The Labor Department, however, was warranted in treating the attempted modification of the prior admission as without effect. Let it be assumed, for example, that Jefferson and Lincoln advocated the use of force or violence in overthrowing the government of the United States; or, what is the equivalent, assume that a citizen of the United States to-day advocates that course. This would not help the relator in the slightest. He is an alien. That makes the difference under our law. The relator is within our gates on sufferance only. He was permitted to enter on conditions. In its wisdom Congress has prohibited aliens from doing what the relator, by implication, suggests was done by two great Americans. Congress has gone further. It has prescribed that if an alien, while occupying a guest status in this country, violates the prohibitions, he shall be deported. On the other hand, it has not provided, and perhaps is without constitutional power to provide, that an American citizen who does the same thing shall be deported. It is because the law governing who shall be deported discriminates in this way between aliens and citizens that the attempt of an alien to justify his conduct by pointing to what a citizen is allowed to do is without force.

Obviously if an alien be found guilty of such a violation of law as is now under discussion, the Labor Department would be recreant to its duty if it failed to issue a warrant for his deportation. It could not escape from issuing the warrant except by itself disobeying the law. If any one deem the law as so written to be erroneous or unwise, his sole remedy under our system of government is by appeal to Congress for a change.
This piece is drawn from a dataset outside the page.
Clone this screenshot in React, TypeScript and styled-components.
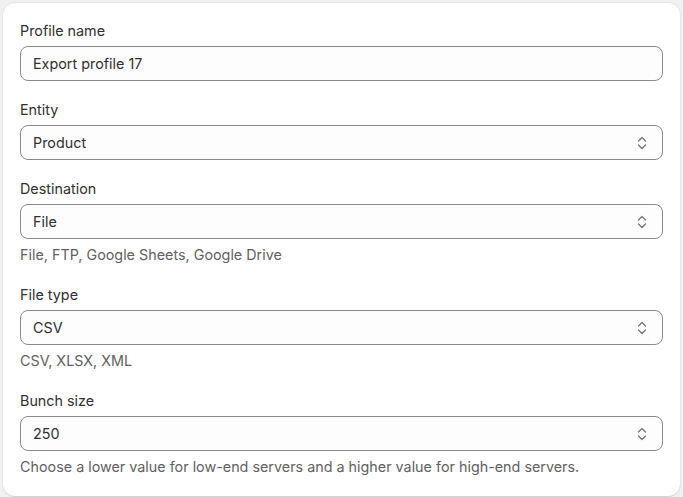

In his testimony at the May 8 hearing the relator in effect denied that he entertained the belief about the use of force or violence in the way he had avowed it at the March 21 examination (Minutes, pp. 19, 20). Furthermore, both he and his witnesses said, or at least implied, that the party to which he belonged had no such program (Minutes, pp. 10, 22, 25, 29). Nevertheless, it is not for the court to say that the Labor Department should have rested its finding on this other evidence or should have made a contrary finding on account of the other evidence. So to do would be to stray outside of the province of the court as defined by law. The department was free to believe that the relator told the truth in the statement he made at the March 21 examination.